O processo de escrita da criança se dá em 4 fases à seguir:

1. A criança passa por uma fase de imitação do formato externo da escrita: faz “rabiscos” que imitam fisicamente a escrita do adulto, mas sem valor instrumental.

2. A criança passa a utilizar o que Luria chama de “marcas topográficas”: registros gráficos distribuídos pelo papel cuja posição no espaço poderá auxiliar na leitura posterior dessa escrita. É a escrita atuando como instrumento auxiliar da memória.

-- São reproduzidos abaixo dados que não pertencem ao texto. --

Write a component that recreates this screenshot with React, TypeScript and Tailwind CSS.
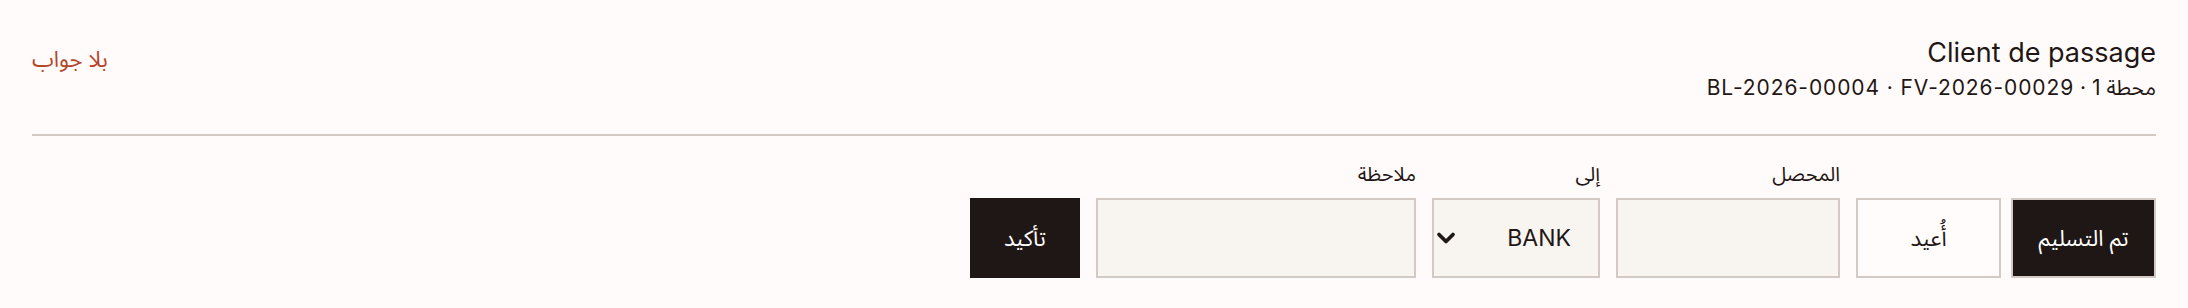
import { ChevronDown } from "lucide-react";

const font = "font-['Inter','Noto_Sans_Arabic','Noto_Sans','DejaVu_Sans',sans-serif]";

function Field({ label, children }: { label: string; children: React.ReactNode }) {
  return (
    <label className="flex flex-col gap-3">
      <span className="text-[20px] leading-6 text-[#1f1715]">{label}</span>
      {children}
    </label>
  );
}

export default function App() {
  return (
    <div dir="rtl" className={`${font} min-h-[308px] bg-[#fffbfa] px-8 text-[#1f1715]`}>
      {/* Header: client + refs, status on the far side */}
      <header className="flex items-start justify-between border-b-2 border-[#d3cac5] pb-8 pt-9">
        <div className="flex flex-col">
          <h1 className="text-[27px] font-normal leading-[34px]">Client de passage</h1>
          <p className="mt-1 text-[21px] leading-7 tracking-[0.9px]">
            <span>محطة 1</span> · <bdi>FV-2026-00029</bdi> · <bdi>BL-2026-00004</bdi>
          </p>
        </div>
        <span className="mt-[9px] text-[22px] leading-7 text-[#b4462b]">بلا جواب</span>
      </header>

      {/* Delivery outcome form */}
      <form className="flex items-end gap-4 pb-[30px] pt-[26px]">
        <div className="flex gap-[10px]">
          <button
            type="button"
            className="h-20 w-[145px] border-2 border-[#d3cac5] bg-[#1f1715] text-[22px] text-white"
          >
            تم التسليم
          </button>
          <button
            type="button"
            className="h-20 w-[145px] border-2 border-[#d3cac5] bg-[#fffcfb] text-[22px]"
          >
            أُعيد
          </button>
        </div>

        <Field label="المحصل">
          <input className="h-20 w-[224px] border-2 border-[#d3cac5] bg-[#f8f5f0] px-4 text-[20px] outline-none" />
        </Field>

        <Field label="إلى">
          <div className="relative">
            <select
              defaultValue="BANK"
              className="h-20 w-[168px] appearance-none border-2 border-[#d3cac5] bg-[#f8f5f0] pl-10 pr-[27px] text-[23px] outline-none"
            >
              <option>BANK</option>
              <option>CAISSE</option>
            </select>
            <ChevronDown
              size={28}
              strokeWidth={3.2}
              className="pointer-events-none absolute left-0 top-1/2 -translate-y-1/2 text-[#1f1715]"
            />
          </div>
        </Field>

        <Field label="ملاحظة">
          <input className="h-20 w-[320px] border-2 border-[#d3cac5] bg-[#f8f5f0] px-4 text-[20px] outline-none" />
        </Field>

        <button type="submit" className="h-20 w-[110px] bg-[#1f1715] text-[22px] text-white">
          تأكيد
        </button>
      </form>
    </div>
  );
}
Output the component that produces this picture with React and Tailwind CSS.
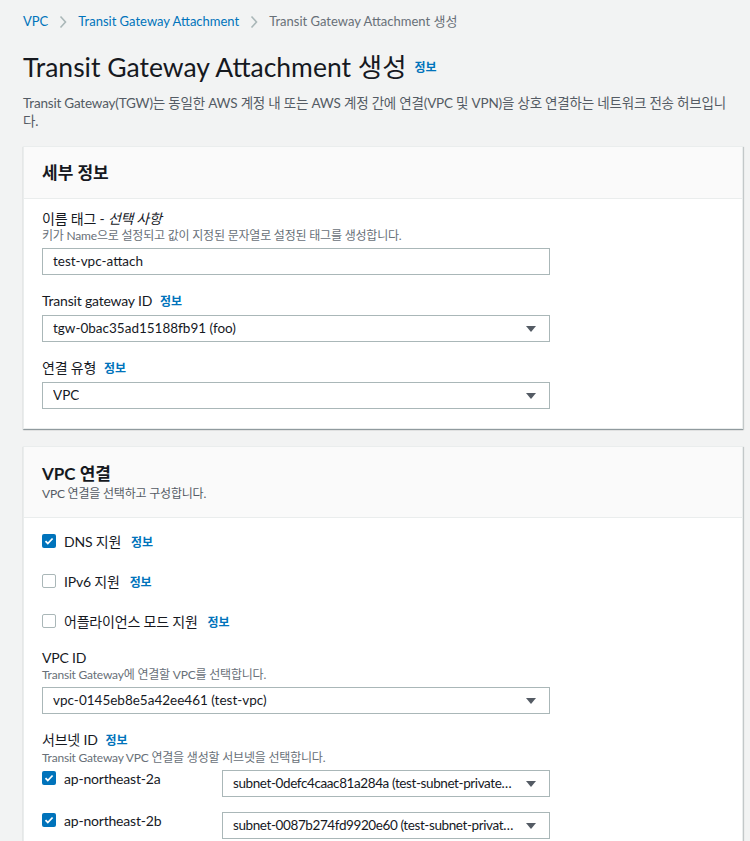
import React from "react";

const font = { fontFamily: '"Lato", "Noto Sans CJK KR", sans-serif' };

function Info() {
    return <span className="ml-2 text-[12px] font-bold text-[#0073bb]">정보</span>;
}

function Caret() {
    return (
        <svg width="12" height="8" viewBox="0 0 12 8" className="shrink-0">
            <path d="M1 1h10L6 7z" fill="#545b64" />
        </svg>
    );
}

function Chevron() {
    return (
        <svg width="8" height="14" viewBox="0 0 8 14">
            <path d="M1.5 1.5l5 5.5-5 5.5" stroke="#aab7b8" strokeWidth="1.6" fill="none" />
        </svg>
    );
}

function SelectBox({ value, className = "" }) {
    return (
        <div className={"flex h-[27px] items-center justify-between gap-[11px] border border-[#aab7b8] bg-white pl-[10px] pr-[12px] text-[13.5px] text-[#16191f] " + className}>
            <span className="truncate">{value}</span>
            <Caret />
        </div>
    );
}

function Check({ checked }) {
    return checked ? (
        <span className="grid h-[14px] w-[14px] shrink-0 place-items-center rounded-[2px] bg-[#0073bb]">
            <svg width="10" height="10" viewBox="0 0 10 10">
                <path d="M1.5 5.2l2.3 2.3L8.6 2.5" stroke="white" strokeWidth="1.8" fill="none" />
            </svg>
        </span>
    ) : (
        <span className="h-[14px] w-[14px] shrink-0 rounded-[2px] border border-[#aab7b8] bg-white" />
    );
}

function Field({ label, desc, children, className = "" }) {
    return (
        <div className={className}>
            <div className="text-[14px] leading-[18px] tracking-[-0.2px] text-[#16191f]">{label}</div>
            {desc && <div className="text-[12px] leading-[16px] tracking-[-0.2px] text-[#687078]">{desc}</div>}
            <div className="mt-[4px]">{children}</div>
        </div>
    );
}

const card = "w-[720px] border border-[#eaeded] bg-white shadow-[0_1px_1px_0_rgba(0,28,36,0.3),1px_1px_1px_0_rgba(0,28,36,0.15)]";

export default function App() {
    return (
        <div className="min-h-[841px] bg-[#f2f3f3] pl-[23px] pr-[7px]" style={font}>
            <nav className="flex h-[44px] items-center gap-[11px] text-[13px]">
                <span className="text-[#0073bb]">VPC</span>
                <Chevron />
                <span className="text-[#0073bb]">Transit Gateway Attachment</span>
                <Chevron />
                <span className="text-[#687078]">Transit Gateway Attachment 생성</span>
            </nav>
            <div className="flex h-[48px] items-center">
                <h1 className="text-[26.5px] font-normal text-[#16191f]">Transit Gateway Attachment 생성</h1>
                <Info />
            </div>
            <p className="mt-[2px] pr-[12px] text-[13.5px] leading-[18px] tracking-[-0.2px] text-[#545b64]">
                Transit Gateway(TGW)는 동일한 AWS 계정 내 또는 AWS 계정 간에 연결(VPC 및 VPN)을 상호 연결하는 네트워크 전송 허브입니다.
            </p>

            <section className={"mt-[16px] " + card}>
                <div className="flex h-[52px] items-center border-b border-[#eaeded] bg-[#fafafa] px-[18px]">
                    <h2 className="text-[17px] font-bold text-[#16191f]">세부 정보</h2>
                </div>
                <div className="px-[18px] pb-[19px] pt-[11px]">
                    <Field label={<>이름 태그 - <i>선택 사항</i></>} desc="키가 Name으로 설정되고 값이 지정된 문자열로 설정된 태그를 생성합니다.">
                        <div className="flex h-[27px] w-[508px] items-center border border-[#aab7b8] bg-white pl-[10px] text-[13.5px] text-[#16191f]">test-vpc-attach</div>
                    </Field>
                    <Field className="mt-[17px]" label={<>Transit gateway ID<Info /></>}>
                        <SelectBox value="tgw-0bac35ad15188fb91 (foo)" className="w-[508px]" />
                    </Field>
                    <Field className="mt-[17px]" label={<>연결 유형<Info /></>}>
                        <SelectBox value="VPC" className="w-[508px]" />
                    </Field>
                </div>
            </section>

            <section className={"mt-[17px] " + card}>
                <div className="flex h-[71px] flex-col justify-center border-b border-[#eaeded] bg-[#fafafa] px-[18px]">
                    <h2 className="text-[17px] font-bold leading-[24px] text-[#16191f]">VPC 연결</h2>
                    <div className="text-[12px] leading-[16px] tracking-[-0.2px] text-[#545b64]">VPC 연결을 선택하고 구성합니다.</div>
                </div>
                <div className="px-[18px] pt-[3px] pb-[20px]">
                    {[
                        ["DNS 지원", true],
                        ["IPv6 지원", false],
                        ["어플라이언스 모드 지원", false],
                    ].map(([t, c]) => (
                        <div key={t} className="flex h-[40px] items-center gap-[8px] text-[14px] tracking-[-0.2px] text-[#16191f]">
                            <Check checked={c} />
                            <span>{t}</span>
                            <span className="-ml-[6px] pt-[1px]"><Info /></span>
                        </div>
                    ))}
                    <Field className="mt-[8px]" label="VPC ID" desc="Transit Gateway에 연결할 VPC를 선택합니다.">
                        <SelectBox value="vpc-0145eb8e5a42ee461 (test-vpc)" className="w-[508px]" />
                    </Field>
                    <Field className="mt-[17px]" label={<>서브넷 ID<Info /></>} desc="Transit Gateway VPC 연결을 생성할 서브넷을 선택합니다.">
                        {[
                            ["ap-northeast-2a", "subnet-0defc4caac81a284a (test-subnet-private-a)"],
                            ["ap-northeast-2b", "subnet-0087b274fd9920e60 (test-subnet-private-b)"],
                        ].map(([az, sn]) => (
                            <div key={az} className="mb-[15px] flex items-start">
                                <div className="flex h-[16px] w-[180px] items-center gap-[8px] text-[14px] tracking-[-0.2px] text-[#16191f]">
                                    <Check checked />
                                    <span>{az}</span>
                                </div>
                                <SelectBox value={sn} className="w-[328px] tracking-[-0.4px]" />
                            </div>
                        ))}
                    </Field>
                </div>
            </section>
        </div>
    );
}
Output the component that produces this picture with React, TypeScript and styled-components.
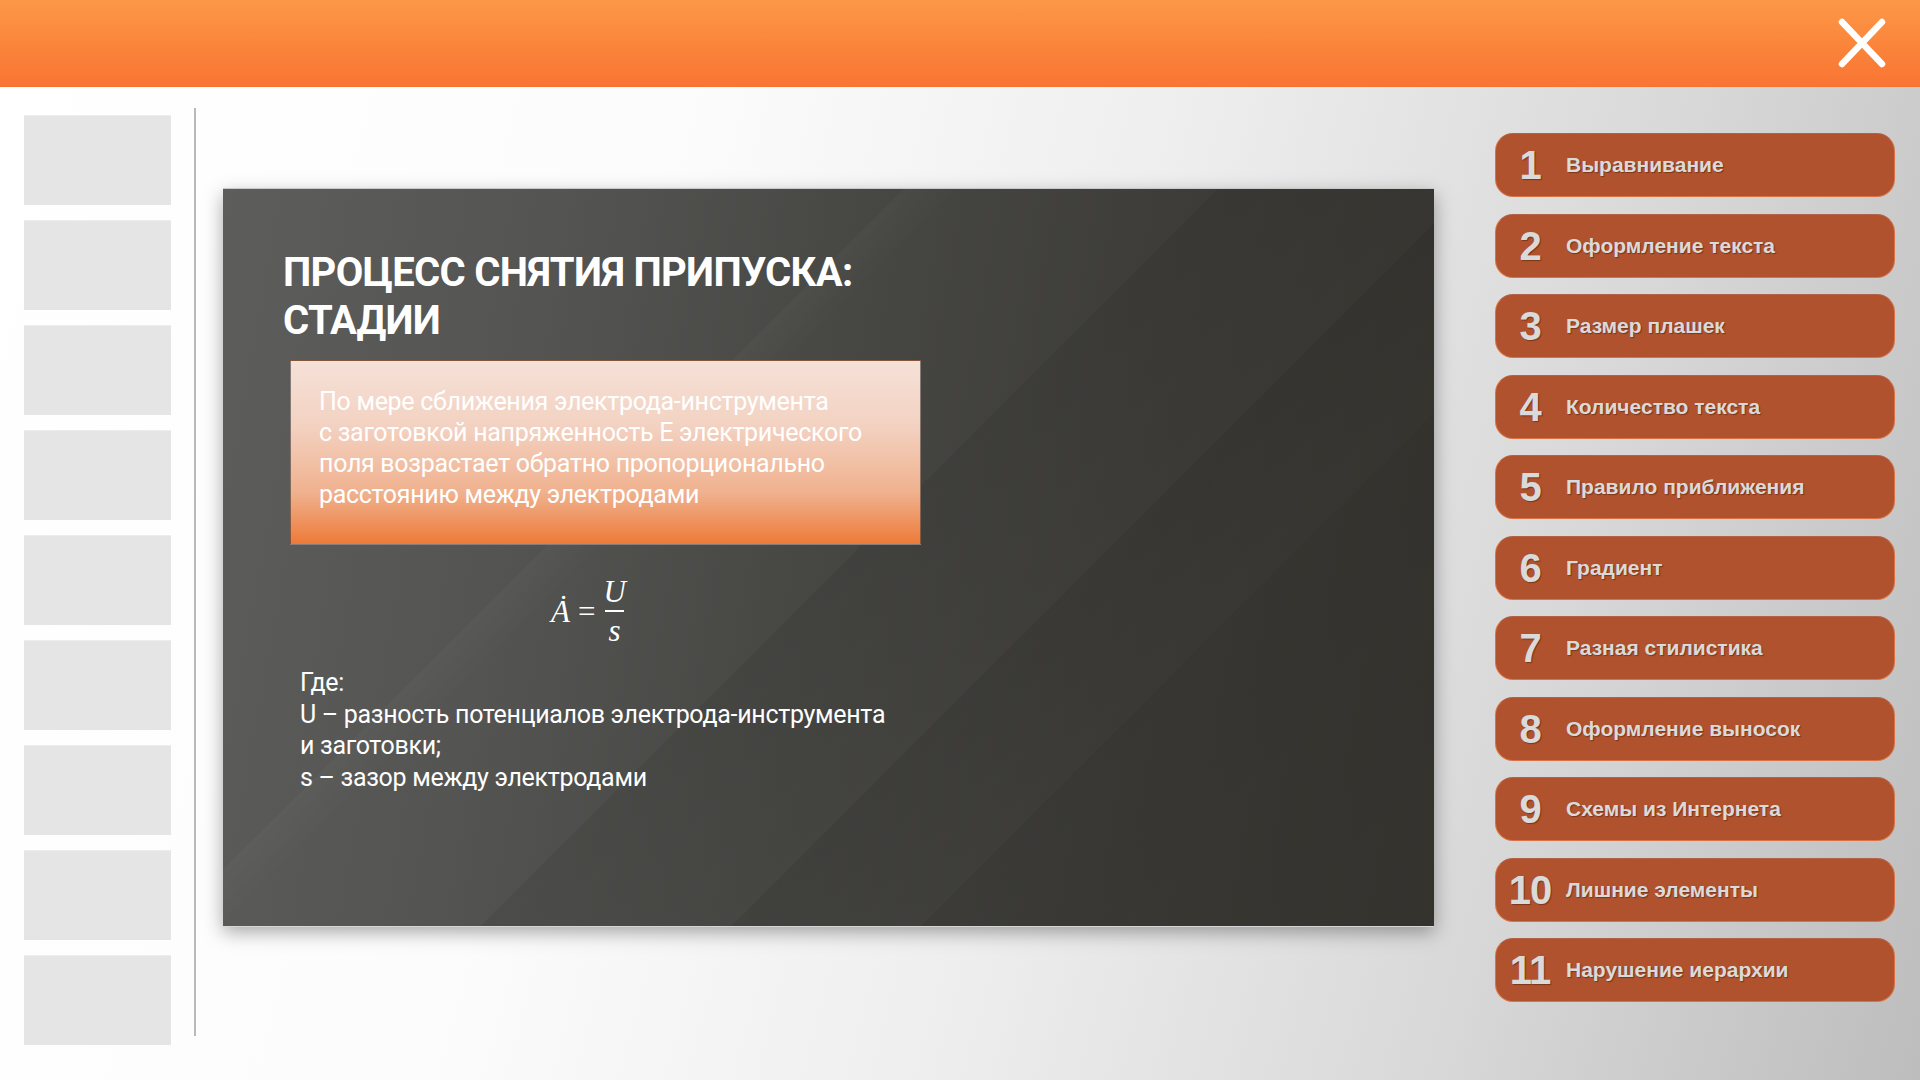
import React from "react";
import styled, { createGlobalStyle } from "styled-components";

const GlobalStyle = createGlobalStyle`
  html, body { margin: 0; padding: 0; }
  body {
    width: 1920px;
    height: 1080px;
    overflow: hidden;
    font-family: "Liberation Sans", Arial, sans-serif;
  }
  * { box-sizing: border-box; }
`;

const Page = styled.div`
  width: 1920px;
  height: 1080px;
  display: flex;
  flex-direction: column;
  background: linear-gradient(105deg, #ffffff 0%, #fcfcfc 32%, #eeeeee 55%, #d8d8d8 78%, #bdbdbd 100%);
`;

const Header = styled.header`
  height: 87px;
  flex: none;
  display: flex;
  align-items: center;
  justify-content: flex-end;
  padding-right: 33px;
  background: linear-gradient(180deg, #fd9848 0%, #fa8239 60%, #f97534 100%);
  border-bottom: 1px solid #f7742f;
`;

const CloseButton = styled.button`
  width: 50px;
  height: 52px;
  padding: 0;
  border: none;
  background: transparent;
  display: flex;
  align-items: center;
  justify-content: center;
  cursor: pointer;
`;

const Main = styled.main`
  flex: 1;
  display: flex;
  align-items: flex-start;
  padding-left: 24px;
`;

const ThumbColumn = styled.div`
  display: flex;
  flex-direction: column;
  gap: 15px;
  margin-top: 28px;
`;

const Thumb = styled.div`
  width: 147px;
  height: 90px;
  background: #e5e5e5;
  border-top: 1px solid #ededed;
`;

const Separator = styled.div`
  width: 2px;
  height: 928px;
  margin-top: 21px;
  margin-left: 23px;
  background: #b9b9b9;
`;

const Slide = styled.section`
  width: 1211px;
  height: 737px;
  margin-top: 102px;
  margin-left: 27px;
  display: flex;
  flex-direction: column;
  align-items: flex-start;
  padding: 60px 0 0 60px;
  font-family: Roboto, "Liberation Sans", sans-serif;
  color: #ffffff;
  box-shadow: 0 -1px 0 #c9c9c9, 0 1px 0 #d6d6d6, 0 6px 18px rgba(0, 0, 0, 0.35);
  background:
    linear-gradient(135deg,
      rgba(255, 255, 255, 0) 0%,
      rgba(255, 255, 255, 0) 34.9%,
      rgba(255, 255, 255, 0.025) 35%,
      rgba(255, 255, 255, 0) 38%,
      rgba(0, 0, 0, 0) 51%,
      rgba(0, 0, 0, 0.07) 51.1%,
      rgba(0, 0, 0, 0.02) 63.9%,
      rgba(0, 0, 0, 0.09) 64%,
      rgba(0, 0, 0, 0.03) 73.6%,
      rgba(0, 0, 0, 0.08) 73.7%,
      rgba(0, 0, 0, 0.03) 100%),
    linear-gradient(100deg, #5d5d5b 0%, #545452 25%, #464643 50%, #3c3b37 75%, #35342f 100%);
`;

const Title = styled.h1`
  margin: 0;
  font-size: 40px;
  line-height: 48px;
  font-weight: 700;
  letter-spacing: -0.7px;
  text-transform: uppercase;
  color: #ffffff;
`;

const Callout = styled.div`
  width: 631px;
  height: 185px;
  margin: 15px 0 0 7px;
  padding: 25px 0 0 28px;
  border: 1px solid rgba(60, 60, 60, 0.6);
  background: linear-gradient(180deg, #f5e1d7 0%, #f3d2c2 35%, #f0b18e 72%, #ed7a38 100%);
  font-size: 25px;
  line-height: 31px;
  font-weight: 400;
  letter-spacing: -0.3px;
  color: #ffffff;
`;

const Line = styled.div`
  white-space: nowrap;
`;

const Formula = styled.div`
  margin: 32px 0 0 268px;
  display: flex;
  align-items: center;
  gap: 8px;
  font-family: "Liberation Serif", "DejaVu Serif", serif;
  font-style: italic;
  font-size: 31px;
  color: #ffffff;
`;

const Upright = styled.span`
  font-style: normal;
`;

const Fraction = styled.span`
  display: inline-flex;
  flex-direction: column;
  align-items: center;
  line-height: 30px;
`;

const FractionBar = styled.span`
  width: 19px;
  height: 2px;
  background: #ffffff;
  margin: 3px 0 4px;
`;

const Explanation = styled.div`
  margin: 21px 0 0 17px;
  font-size: 25px;
  line-height: 31.5px;
  letter-spacing: -0.3px;
  color: #ffffff;
`;

const ButtonColumn = styled.nav`
  display: flex;
  flex-direction: column;
  gap: 16.5px;
  margin-top: 46px;
  margin-left: 61px;
`;

const TopicButton = styled.button`
  width: 400px;
  height: 64px;
  display: flex;
  align-items: center;
  padding: 0 0 0 8px;
  border: 1.5px solid rgba(236, 128, 80, 0.7);
  border-top-color: rgba(180, 110, 90, 0.6);
  border-radius: 18px;
  background: #b0522d;
  cursor: pointer;
  text-align: left;
  color: #dadada;
  text-shadow: 1px 1px 1px rgba(60, 20, 5, 0.45);
`;

const Num = styled.span`
  width: 52px;
  flex: none;
  text-align: center;
  font-family: "Liberation Sans", Arial, sans-serif;
  font-weight: 700;
  font-size: 40px;
  line-height: 1;
  letter-spacing: -1px;
`;

const Label = styled.span`
  margin-left: 10px;
  font-family: "Liberation Sans", Arial, sans-serif;
  font-weight: 700;
  font-size: 21px;
  white-space: nowrap;
`;

const topics = [
  "Выравнивание",
  "Оформление текста",
  "Размер плашек",
  "Количество текста",
  "Правило приближения",
  "Градиент",
  "Разная стилистика",
  "Оформление выносок",
  "Схемы из Интернета",
  "Лишние элементы",
  "Нарушение иерархии",
];

export default function App() {
  return (
    <>
      <GlobalStyle />
      <Page>
        <Header>
          <CloseButton aria-label="Закрыть">
            <svg width="50" height="52" viewBox="0 0 50 52">
              <path
                d="M5 5 L45 47 M45 5 L5 47"
                stroke="#ffffff"
                strokeWidth="6.5"
                strokeLinecap="round"
                fill="none"
              />
            </svg>
          </CloseButton>
        </Header>
        <Main>
          <ThumbColumn>
            {Array.from({ length: 9 }).map((_, i) => (
              <Thumb key={i} />
            ))}
          </ThumbColumn>
          <Separator />
          <Slide>
            <Title>
              Процесс снятия припуска:
              <br />
              стадии
            </Title>
            <Callout>
              <Line>По мере сближения электрода-инструмента</Line>
              <Line>с заготовкой напряженность Е электрического</Line>
              <Line>поля возрастает обратно пропорционально</Line>
              <Line>расстоянию между электродами</Line>
            </Callout>
            <Formula>
              <span>Ȧ</span>
              <Upright>=</Upright>
              <Fraction>
                <span>U</span>
                <FractionBar />
                <span>s</span>
              </Fraction>
            </Formula>
            <Explanation>
              <Line>Где:</Line>
              <Line>U – разность потенциалов электрода-инструмента</Line>
              <Line>и заготовки;</Line>
              <Line>s – зазор между электродами</Line>
            </Explanation>
          </Slide>
          <ButtonColumn>
            {topics.map((t, i) => (
              <TopicButton key={t}>
                <Num>{i + 1}</Num>
                <Label>{t}</Label>
              </TopicButton>
            ))}
          </ButtonColumn>
        </Main>
      </Page>
    </>
  );
}
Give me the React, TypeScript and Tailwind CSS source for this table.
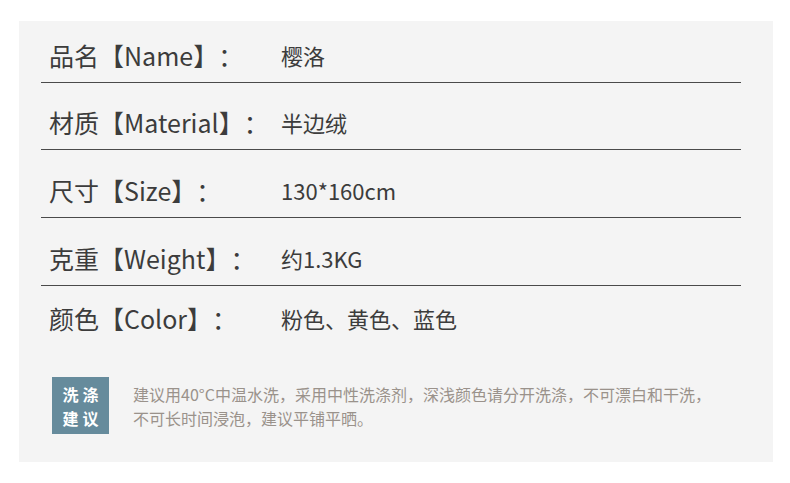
import React from 'react';

const rows: { label: string; value: string }[] = [
  { label: '品名【Name】：', value: '樱洛' },
  { label: '材质【Material】：', value: '半边绒' },
  { label: '尺寸【Size】：', value: '130*160cm' },
  { label: '克重【Weight】：', value: '约1.3KG' },
  { label: '颜色【Color】：', value: '粉色、黄色、蓝色' },
];

const font = { fontFamily: '"Noto Sans CJK SC", "Noto Sans", sans-serif' };

export default function App() {
  return (
    <div lang="zh-CN" className="w-[790px] h-[483px] bg-white pt-[21px] pl-[19px] [text-spacing-trim:space-all]" style={font}>
      <div className="w-[754px] h-[441px] bg-[#f4f4f4] pl-[22px] pt-[18px]">
        <div className="w-[700px]">
          {rows.map((r, i) => {
            const last = i === rows.length - 1;
            const cls = last
              ? 'pt-[16px]'
              : i === 0
                ? 'border-b border-[#4a4a4a] pb-[11px]'
                : i === 1
                  ? 'border-b border-[#4a4a4a] pt-[23px] pb-[11px]'
                  : 'border-b border-[#4a4a4a] pt-[24px] pb-[11px]';
            return (
              <div key={r.label} className={'flex items-center pl-[8px] ' + cls}>
                <div className="w-[232px] text-[25px] leading-[32px] text-[#3c3c3c] whitespace-nowrap">{r.label}</div>
                <div className="text-[22px] leading-[32px] text-[#3c3c3c] whitespace-nowrap">{r.value}</div>
              </div>
            );
          })}
        </div>

        <div className="flex items-center mt-[43px] pl-[11px]">
          <div className="w-[57px] h-[57px] bg-[#668b9c] flex flex-col items-center justify-center text-white text-[16px] leading-[24px] font-bold tracking-[4px] pl-[4px]">
            <span>洗涤</span>
            <span>建议</span>
          </div>
          <div className="ml-[24px] text-[16px] leading-[24px] text-[#9a928b]">
            <div>建议用40°C中温水洗，采用中性洗涤剂，深浅颜色请分开洗涤，不可漂白和干洗，</div>
            <div>不可长时间浸泡，建议平铺平晒。</div>
          </div>
        </div>
      </div>
    </div>
  );
}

3. A criança passa a produzir uma escrita claramente ligada ao conteúdo da fala a ser registrada, fazendo diferenciações de acordo com o tamanho, a quantidade, a forma ou a cor do referente. A criança após esta fase será capaz de utilizar representações pictográficas como forma de escrita, produzindo desenhos simplificados para registrar diferentes conteúdos da fala.

4. A partir deste momento a criança, provavelmente já envolvida em situação de escolarização formal passará ao processo de apropriação do sistema convencional de escrita.


Portanto, podemos constatar que o indivíduo apresenta-se em cada situação de interação com o mundo social, num momento de sua trajetória particular, quando traz consigo determinadas possibilidades de interpretação e ressignificação do material que obtém dessa fonte externa.

Para os seres humanos, enquanto usuários da linguagem natural, é normal questionar ou afirmar relações entre pensamento e linguagem; quando os grupos humanos tornam-se letrados, passamos a refletir também sobre as conseqüências psicológicas da invenção da escrita e os efeitos da alfabetização.


Estudo baseado nos livros:
Pensamento e Linguagem - Lev Semeniovich Vygotsky
Pensar a Educação – Contribuições de Vygotsky – Martha Khol de Oliveira.